Hay una escena brutal donde, tras asesinar a Cesar, el nuevo triunvirato -Marco Antonio, Octavio y Lepido- se reunen para decidir, con absoluta frialdad, a quién es necesario asesinar. Y se intercambian la vida de hermanos o primos como negociación politica para repartirse el poder.
Esta es la sustancia del poder, que Shakespeare captó con su genio universal. Siempre se apoya en la fuerza para dominar, siempre nace del crimen y exige alimentarse de nueva sangre.

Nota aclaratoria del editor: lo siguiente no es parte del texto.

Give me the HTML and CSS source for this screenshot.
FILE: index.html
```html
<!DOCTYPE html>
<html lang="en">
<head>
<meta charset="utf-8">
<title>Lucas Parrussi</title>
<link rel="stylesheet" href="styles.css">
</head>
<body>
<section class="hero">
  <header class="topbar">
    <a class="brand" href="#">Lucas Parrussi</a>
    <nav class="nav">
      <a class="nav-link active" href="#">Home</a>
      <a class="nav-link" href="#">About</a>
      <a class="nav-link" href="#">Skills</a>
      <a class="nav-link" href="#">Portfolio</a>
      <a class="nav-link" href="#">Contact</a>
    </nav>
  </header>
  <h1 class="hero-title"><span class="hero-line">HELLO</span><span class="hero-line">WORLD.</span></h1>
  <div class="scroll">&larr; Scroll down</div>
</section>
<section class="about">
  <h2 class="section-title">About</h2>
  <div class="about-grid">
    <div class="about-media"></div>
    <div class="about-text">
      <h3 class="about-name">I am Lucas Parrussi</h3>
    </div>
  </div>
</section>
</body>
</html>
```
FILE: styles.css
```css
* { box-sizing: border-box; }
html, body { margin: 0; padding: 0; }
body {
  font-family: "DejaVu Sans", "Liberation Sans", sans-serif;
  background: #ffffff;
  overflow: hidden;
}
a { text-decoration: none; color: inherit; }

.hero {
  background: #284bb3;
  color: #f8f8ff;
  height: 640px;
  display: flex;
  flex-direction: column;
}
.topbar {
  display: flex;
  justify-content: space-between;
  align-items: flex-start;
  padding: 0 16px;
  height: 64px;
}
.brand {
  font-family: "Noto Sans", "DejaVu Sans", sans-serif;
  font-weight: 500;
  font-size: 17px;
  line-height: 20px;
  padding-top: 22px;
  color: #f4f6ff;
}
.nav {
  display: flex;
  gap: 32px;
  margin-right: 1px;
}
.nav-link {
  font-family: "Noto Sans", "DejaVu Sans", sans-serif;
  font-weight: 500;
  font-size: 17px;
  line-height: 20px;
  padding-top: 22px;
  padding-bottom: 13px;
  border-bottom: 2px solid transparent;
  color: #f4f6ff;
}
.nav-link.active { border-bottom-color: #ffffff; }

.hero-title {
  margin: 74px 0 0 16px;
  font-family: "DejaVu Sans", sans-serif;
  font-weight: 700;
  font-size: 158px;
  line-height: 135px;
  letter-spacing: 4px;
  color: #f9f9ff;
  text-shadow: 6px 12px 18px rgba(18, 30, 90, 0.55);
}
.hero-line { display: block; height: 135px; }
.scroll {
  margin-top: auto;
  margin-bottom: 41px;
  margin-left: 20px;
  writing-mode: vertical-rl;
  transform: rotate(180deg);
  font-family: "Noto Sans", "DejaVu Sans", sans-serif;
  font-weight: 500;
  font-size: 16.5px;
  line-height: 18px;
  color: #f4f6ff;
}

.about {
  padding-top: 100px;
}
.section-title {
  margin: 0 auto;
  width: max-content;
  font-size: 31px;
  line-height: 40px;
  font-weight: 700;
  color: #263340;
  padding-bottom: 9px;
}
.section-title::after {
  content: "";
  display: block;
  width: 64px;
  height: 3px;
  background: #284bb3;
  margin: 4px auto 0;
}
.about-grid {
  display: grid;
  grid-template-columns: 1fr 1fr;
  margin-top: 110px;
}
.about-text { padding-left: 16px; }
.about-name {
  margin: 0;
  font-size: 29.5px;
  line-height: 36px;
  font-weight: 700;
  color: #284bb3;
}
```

Sea bajo la tiranía o bajo un régimen aparentemente “más democrático” pero dominado por la misma clase dominante, ayer la nobleza esclavista hoy las grandes burguesías monopolistas.
El “Julio Cesar” de Mankiewicz
J.L. Mankiewicz nos legó con su “Julio Cesar” una de las mejores adaptaciones de Shakespeare al cine.

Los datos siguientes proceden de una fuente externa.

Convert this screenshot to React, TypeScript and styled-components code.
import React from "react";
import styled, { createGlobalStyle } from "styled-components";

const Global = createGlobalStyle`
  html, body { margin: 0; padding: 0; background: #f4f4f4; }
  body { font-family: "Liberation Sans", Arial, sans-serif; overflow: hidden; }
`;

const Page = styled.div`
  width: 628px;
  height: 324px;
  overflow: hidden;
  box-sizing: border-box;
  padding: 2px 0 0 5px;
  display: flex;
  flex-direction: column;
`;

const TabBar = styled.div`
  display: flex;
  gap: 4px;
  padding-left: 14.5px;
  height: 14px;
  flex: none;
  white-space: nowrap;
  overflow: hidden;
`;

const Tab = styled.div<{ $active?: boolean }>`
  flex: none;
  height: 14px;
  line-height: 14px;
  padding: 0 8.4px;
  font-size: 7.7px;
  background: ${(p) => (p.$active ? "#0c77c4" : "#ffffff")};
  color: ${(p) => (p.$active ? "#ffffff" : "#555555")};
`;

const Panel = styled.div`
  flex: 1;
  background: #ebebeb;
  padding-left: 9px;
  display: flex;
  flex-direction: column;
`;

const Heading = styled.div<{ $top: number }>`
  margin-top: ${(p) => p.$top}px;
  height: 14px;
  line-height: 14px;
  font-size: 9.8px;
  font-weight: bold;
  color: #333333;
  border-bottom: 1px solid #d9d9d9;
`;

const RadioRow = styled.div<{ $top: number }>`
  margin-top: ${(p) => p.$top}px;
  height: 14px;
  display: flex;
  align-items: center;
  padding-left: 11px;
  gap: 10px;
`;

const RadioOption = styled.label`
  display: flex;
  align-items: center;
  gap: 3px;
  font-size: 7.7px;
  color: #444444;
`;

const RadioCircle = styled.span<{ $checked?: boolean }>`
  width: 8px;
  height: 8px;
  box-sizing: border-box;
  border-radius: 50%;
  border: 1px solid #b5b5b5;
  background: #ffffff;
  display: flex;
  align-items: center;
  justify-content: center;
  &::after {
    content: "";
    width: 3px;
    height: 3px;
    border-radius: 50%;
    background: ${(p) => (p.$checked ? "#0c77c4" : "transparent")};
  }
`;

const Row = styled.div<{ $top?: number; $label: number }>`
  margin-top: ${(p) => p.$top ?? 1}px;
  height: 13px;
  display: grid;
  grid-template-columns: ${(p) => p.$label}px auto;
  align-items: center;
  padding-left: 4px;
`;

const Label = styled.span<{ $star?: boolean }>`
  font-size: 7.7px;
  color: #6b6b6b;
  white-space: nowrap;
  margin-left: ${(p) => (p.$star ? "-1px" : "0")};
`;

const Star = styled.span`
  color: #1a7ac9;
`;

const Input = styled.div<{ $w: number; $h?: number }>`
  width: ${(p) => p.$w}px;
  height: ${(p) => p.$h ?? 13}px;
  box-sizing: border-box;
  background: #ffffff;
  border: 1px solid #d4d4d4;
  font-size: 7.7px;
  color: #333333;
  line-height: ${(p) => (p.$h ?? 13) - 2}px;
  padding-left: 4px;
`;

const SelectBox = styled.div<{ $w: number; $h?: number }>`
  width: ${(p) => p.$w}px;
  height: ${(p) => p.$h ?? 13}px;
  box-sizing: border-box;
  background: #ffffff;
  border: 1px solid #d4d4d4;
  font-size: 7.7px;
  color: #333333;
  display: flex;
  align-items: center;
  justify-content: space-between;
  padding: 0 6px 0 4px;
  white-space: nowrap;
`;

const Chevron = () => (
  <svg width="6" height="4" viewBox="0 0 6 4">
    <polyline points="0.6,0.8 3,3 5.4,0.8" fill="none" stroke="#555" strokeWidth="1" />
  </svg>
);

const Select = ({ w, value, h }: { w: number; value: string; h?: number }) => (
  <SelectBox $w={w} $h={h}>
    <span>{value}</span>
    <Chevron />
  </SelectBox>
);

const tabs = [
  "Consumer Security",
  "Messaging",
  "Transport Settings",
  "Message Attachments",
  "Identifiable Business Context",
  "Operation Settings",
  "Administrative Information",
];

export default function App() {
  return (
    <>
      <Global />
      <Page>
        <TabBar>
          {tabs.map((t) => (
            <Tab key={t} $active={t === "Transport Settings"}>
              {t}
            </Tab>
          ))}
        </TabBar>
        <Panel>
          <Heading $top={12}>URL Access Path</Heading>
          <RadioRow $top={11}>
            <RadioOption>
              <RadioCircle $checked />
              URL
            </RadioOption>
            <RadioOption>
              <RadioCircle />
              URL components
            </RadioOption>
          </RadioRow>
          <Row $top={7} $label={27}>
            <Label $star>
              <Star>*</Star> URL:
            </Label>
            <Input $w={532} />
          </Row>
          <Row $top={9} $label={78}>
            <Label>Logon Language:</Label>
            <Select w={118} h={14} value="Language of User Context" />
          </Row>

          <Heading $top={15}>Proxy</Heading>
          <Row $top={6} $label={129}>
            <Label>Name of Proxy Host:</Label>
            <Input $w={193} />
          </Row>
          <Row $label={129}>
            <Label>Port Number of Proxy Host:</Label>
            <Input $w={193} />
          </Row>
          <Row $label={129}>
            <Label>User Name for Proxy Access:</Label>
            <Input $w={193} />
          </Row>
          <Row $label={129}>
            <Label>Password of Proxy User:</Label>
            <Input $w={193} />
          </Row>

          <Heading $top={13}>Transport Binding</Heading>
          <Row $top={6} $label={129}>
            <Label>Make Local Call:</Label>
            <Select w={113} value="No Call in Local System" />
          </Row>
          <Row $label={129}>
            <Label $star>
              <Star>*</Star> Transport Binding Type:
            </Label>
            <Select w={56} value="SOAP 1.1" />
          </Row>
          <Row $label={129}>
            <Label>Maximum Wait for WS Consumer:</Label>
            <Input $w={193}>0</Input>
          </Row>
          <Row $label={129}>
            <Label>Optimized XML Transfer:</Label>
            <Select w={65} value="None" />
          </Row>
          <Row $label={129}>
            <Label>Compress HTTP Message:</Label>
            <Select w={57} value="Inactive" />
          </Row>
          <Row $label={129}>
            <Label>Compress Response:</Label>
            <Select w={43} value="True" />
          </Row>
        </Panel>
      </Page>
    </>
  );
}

El teatro era una de sus grandes pasiones pero tuvo que pelearse contra los grandes estudios para poder realizarla.
Muchos le echaron en cara su excesiva teatralidad, reproduciendo los diálogos shakesperianos, e incluso el Festival de Venecia rehusó incluirla en su programa.
No entendieron nada. Mankiewicz respeta el texto shakespiriano porque es imposible superarlo. Pero sabe transformar el texto teatral en cine puro por medio de una puesta en escena arrolladora, sólida, imaginativa que utiliza la cámara para escrutar sin descanso a los personajes, turbios y atormentados.
Apostando por la austeridad de medios para poder centrarse en lo esencial suprimiendo todo elemento accesorio que pudiera distraer al espectador como pasa con frecuencia hoy en día.
Rehusó utilizar el color -cuando las superproducciones más rentables lo utilizaban como reclamo-porque “la sangre de César iba a dominar toda la puesta en escena y no era el rojo de la sangre lo que dominara las relaciones de Bruto, César y Marco Antonio”.
Mankiewicz se apoyará en un excepcional elenco de actores capaces de sostener la tragedia y el texto de Shakespeare.
Presididos por Marlon Brando, cuya presencia física, casi animal, le permite transmitir cosas mucho más allá del guión.
De su interpretación de Marco Antonio, llena de fuerza y tensión, John Huston dirá que era “como abrir un horno caliente dentro de una habitación oscura”.
Le acompañarán James Mason, emblema de lo mejor de la escuela británica, capaz de encarnar el contradictorio y atormentado mundo interior de Bruto sin necesidad de recurrir al histrionismo.
E incorporando a John Gielgud, uno de los mejores actores teatrales shakespirianos de todos los tiempos, que sabe expresar la doblez y mezquindad de Casio.